# Challenge:
Using the listing below, extract each line that has the word "image" in it.

━━━━━ Record extracts

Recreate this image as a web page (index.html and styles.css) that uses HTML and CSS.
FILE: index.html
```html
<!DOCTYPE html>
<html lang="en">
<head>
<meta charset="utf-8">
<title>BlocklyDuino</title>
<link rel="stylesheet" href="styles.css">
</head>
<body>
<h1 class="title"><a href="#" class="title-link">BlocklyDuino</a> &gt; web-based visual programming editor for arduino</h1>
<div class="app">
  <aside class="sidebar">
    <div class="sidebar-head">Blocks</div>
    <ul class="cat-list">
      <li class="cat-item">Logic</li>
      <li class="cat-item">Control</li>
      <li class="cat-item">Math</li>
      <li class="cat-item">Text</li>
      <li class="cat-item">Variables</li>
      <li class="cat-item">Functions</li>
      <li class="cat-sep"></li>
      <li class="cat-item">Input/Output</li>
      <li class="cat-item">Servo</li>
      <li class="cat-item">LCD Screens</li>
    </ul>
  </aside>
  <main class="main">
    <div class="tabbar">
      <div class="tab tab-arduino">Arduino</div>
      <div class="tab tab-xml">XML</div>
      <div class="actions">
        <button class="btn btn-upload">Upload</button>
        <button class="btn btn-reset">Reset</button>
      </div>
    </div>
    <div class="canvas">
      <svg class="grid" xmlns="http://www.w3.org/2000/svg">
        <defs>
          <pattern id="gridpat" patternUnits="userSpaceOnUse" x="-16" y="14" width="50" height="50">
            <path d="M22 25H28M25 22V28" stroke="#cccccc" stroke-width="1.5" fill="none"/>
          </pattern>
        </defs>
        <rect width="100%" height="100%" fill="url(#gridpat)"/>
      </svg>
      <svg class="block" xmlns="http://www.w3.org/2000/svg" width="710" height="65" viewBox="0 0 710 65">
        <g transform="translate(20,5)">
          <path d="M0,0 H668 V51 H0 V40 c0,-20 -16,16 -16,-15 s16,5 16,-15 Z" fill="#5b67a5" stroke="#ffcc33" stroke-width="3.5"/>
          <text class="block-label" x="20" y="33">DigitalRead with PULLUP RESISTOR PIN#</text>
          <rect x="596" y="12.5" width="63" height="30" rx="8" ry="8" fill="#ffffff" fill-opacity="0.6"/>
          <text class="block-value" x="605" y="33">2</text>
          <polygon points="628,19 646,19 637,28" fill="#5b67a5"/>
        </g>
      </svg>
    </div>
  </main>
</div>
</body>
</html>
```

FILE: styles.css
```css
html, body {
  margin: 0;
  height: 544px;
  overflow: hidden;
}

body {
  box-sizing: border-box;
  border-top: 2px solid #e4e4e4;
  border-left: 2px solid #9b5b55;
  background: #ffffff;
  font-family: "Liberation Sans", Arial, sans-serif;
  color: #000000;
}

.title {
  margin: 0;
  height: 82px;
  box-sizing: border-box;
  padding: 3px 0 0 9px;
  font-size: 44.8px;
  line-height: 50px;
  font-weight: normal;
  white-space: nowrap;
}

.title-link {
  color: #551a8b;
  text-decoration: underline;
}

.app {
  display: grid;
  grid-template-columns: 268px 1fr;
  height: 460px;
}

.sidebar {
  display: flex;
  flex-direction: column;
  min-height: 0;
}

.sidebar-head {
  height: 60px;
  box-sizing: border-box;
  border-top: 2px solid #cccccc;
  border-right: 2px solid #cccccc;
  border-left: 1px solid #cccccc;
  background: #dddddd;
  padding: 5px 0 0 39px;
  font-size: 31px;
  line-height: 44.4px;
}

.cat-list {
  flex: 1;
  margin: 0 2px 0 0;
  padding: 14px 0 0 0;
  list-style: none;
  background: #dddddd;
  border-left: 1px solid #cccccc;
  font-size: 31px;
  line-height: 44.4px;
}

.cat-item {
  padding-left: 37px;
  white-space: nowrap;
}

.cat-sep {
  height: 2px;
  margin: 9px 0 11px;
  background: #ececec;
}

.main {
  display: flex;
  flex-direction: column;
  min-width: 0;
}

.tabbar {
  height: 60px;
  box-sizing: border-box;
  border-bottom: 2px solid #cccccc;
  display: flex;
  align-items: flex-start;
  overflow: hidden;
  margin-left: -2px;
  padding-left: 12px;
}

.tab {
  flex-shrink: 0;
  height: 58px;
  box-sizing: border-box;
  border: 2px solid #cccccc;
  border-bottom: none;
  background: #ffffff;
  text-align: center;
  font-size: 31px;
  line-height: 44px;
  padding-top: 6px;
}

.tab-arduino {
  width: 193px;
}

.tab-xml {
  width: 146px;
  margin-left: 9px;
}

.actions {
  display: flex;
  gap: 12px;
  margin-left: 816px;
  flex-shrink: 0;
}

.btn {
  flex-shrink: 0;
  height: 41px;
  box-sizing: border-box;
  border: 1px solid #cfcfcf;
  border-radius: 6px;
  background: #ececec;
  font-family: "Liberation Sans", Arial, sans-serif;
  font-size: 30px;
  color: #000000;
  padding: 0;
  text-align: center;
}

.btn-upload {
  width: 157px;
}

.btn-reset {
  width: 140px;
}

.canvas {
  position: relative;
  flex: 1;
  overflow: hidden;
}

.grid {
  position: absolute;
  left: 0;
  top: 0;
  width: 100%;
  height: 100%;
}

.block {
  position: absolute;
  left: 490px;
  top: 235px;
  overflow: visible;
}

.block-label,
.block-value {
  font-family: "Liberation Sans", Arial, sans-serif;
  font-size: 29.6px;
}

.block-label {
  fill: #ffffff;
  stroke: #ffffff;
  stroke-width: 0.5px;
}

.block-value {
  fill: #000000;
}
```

━━━━━━━━━━
━━━━━ Record extracts

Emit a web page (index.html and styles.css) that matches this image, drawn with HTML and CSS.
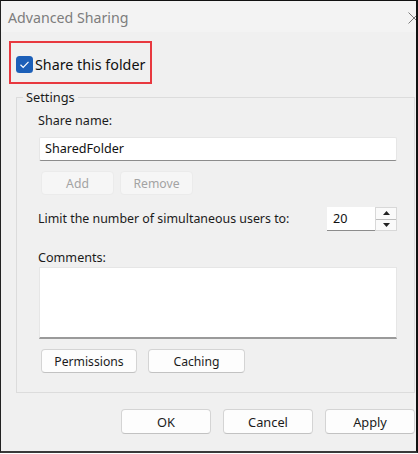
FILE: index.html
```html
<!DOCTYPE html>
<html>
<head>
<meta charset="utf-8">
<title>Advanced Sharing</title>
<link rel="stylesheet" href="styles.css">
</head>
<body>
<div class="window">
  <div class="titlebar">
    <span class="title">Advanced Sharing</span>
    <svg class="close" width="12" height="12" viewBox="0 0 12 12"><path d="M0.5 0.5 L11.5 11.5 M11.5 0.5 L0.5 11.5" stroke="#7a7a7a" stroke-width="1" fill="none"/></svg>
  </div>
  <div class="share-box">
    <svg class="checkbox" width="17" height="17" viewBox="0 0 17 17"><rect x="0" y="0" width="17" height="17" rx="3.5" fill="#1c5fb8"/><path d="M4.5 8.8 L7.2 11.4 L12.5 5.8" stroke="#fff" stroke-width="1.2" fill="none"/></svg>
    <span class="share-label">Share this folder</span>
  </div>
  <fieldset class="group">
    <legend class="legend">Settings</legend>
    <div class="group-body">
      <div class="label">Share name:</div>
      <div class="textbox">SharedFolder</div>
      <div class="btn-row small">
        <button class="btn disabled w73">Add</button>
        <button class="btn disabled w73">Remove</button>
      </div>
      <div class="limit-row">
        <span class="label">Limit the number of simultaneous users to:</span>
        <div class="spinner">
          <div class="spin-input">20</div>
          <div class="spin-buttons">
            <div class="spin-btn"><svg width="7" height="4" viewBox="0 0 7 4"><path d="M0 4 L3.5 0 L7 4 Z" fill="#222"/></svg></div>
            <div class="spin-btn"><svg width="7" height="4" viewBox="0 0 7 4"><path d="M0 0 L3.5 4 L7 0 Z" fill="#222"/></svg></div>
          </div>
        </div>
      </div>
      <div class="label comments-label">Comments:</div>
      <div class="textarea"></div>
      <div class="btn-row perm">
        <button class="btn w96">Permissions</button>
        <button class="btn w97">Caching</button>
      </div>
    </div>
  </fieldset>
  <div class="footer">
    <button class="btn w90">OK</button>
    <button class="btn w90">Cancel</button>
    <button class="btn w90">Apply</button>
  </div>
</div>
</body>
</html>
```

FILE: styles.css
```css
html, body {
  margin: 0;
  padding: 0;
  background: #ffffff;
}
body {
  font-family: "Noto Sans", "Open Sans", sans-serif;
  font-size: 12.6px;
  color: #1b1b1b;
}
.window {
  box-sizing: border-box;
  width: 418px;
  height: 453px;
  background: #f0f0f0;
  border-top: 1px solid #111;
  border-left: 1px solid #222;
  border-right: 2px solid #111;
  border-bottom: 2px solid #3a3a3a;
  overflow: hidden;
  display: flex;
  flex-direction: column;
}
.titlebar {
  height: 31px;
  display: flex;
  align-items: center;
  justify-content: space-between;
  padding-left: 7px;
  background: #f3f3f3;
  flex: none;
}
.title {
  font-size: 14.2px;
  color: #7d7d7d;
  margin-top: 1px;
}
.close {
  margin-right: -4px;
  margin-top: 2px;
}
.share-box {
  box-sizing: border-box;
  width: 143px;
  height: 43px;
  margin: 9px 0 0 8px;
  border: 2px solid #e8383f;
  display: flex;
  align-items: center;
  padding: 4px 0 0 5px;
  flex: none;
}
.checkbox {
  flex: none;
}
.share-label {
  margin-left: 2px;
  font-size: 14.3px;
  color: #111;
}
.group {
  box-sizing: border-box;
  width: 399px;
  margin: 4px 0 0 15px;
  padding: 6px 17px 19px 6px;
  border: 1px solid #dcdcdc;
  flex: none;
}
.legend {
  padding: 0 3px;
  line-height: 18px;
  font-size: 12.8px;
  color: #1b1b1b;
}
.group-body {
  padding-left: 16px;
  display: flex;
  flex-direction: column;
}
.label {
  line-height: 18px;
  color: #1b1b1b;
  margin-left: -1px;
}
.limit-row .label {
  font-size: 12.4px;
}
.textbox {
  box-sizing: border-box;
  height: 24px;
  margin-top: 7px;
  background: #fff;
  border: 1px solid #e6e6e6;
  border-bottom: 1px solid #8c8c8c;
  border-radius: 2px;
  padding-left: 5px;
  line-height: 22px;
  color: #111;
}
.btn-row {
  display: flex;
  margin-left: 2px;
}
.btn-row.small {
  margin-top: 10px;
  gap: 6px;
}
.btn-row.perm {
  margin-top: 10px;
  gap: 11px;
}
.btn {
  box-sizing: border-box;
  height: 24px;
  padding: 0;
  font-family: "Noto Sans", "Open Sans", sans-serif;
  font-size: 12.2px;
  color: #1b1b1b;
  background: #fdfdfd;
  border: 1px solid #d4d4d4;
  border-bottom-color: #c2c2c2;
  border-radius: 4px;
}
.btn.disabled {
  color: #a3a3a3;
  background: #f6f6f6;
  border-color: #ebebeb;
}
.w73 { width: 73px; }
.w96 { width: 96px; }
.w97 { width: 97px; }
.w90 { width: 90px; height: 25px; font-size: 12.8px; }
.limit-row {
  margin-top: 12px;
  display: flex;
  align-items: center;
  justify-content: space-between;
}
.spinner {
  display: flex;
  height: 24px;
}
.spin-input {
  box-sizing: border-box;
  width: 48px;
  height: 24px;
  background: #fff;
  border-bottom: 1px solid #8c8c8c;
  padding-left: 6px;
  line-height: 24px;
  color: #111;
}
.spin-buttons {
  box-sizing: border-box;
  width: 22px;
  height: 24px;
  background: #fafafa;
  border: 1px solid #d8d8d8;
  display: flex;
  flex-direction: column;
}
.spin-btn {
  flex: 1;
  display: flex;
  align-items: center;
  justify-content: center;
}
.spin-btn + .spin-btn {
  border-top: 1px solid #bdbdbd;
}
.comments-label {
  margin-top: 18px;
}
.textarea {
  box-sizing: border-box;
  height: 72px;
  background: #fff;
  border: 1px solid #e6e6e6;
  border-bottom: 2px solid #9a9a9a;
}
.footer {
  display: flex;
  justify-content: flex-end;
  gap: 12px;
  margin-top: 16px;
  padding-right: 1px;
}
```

━━━━━━━━━━

# Solution for this problem:
Recreate this image as a web page (index.html and styles.css) that uses HTML and CSS.
Emit a web page (index.html and styles.css) that matches this image, drawn with HTML and CSS.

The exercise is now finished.